Whistleblowers are also sounding the alarm on sustainability
According to Carolien Bodewes, whistleblowers have an important role in making public ESG abuses, and in doing so often set a precedent that allows others to break their silence, too.
“Whistleblowers are people who cannot live with certain practices in their company”, according to the expert in sustainable and socially responsible investment at KBC Asset Management.
“Because those practices harm the public interest, they decide to go public with them. Whistleblowers are an important link, especially on issues related to sound policy and data privacy.”
To offer whistleblowers more protection, more and more guidelines are being formulated which assess companies on their openness and transparency. KBC takes the aspect of whistleblowers into account in its sustainable and socially responsible investment decisions.
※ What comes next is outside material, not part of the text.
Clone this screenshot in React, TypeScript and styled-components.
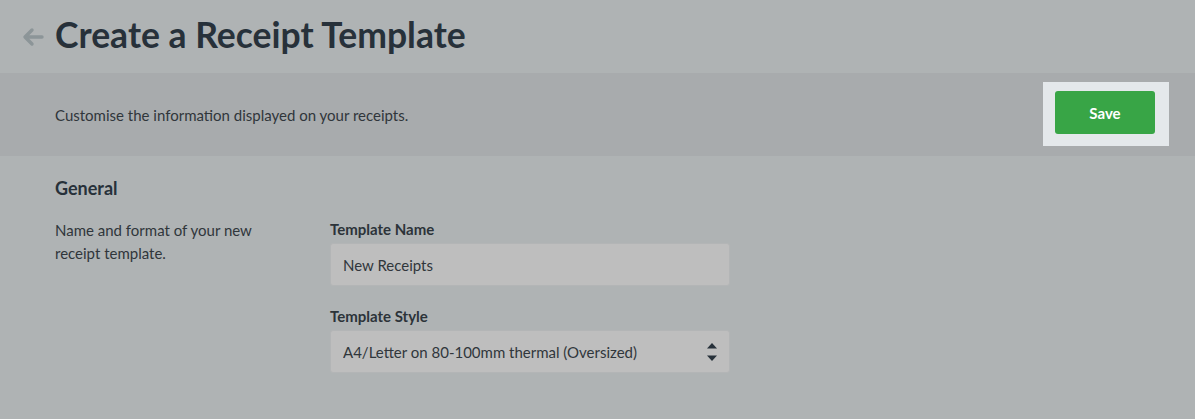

“In our analysis, we assess the quality and scope of the mechanisms present in a company for reporting illegal or unethical actions, and we also look at the number of reports received and the actions taken,” adds Carolien Bodewes.
Stricter policies on sustainability
“Where in the past it was enough to look at the remuneration of senior management and whether it included enough women, good governance today goes much further”, adds Carolien Bodewes.
She cites the example of numerous diversity and gender equality programmes which are emerging within companies. “In its sustainable and socially responsible analysis, KBC looks first and foremost at the efforts companies make to strengthen diversity in the workplace.
We also evaluate initiatives by a company aimed at ensuring equal pay for men and women. The focus here is on the size of the wage gap between men and women and how it can be reduced. Finally, we also assess how transparent a company is about those pay differentials.”
ESG-screening as the basis for sustainable investors
“It demonstrates that KBC's ESG-screening is focused more than ever on playing a pioneering role within the sector”, concludes Carolien Bodewes. “We are tightening up our sustainable and socially responsible policy, but in a considered way. By keeping our ESG methodology in line with trends in society, we are helping to make the difference.”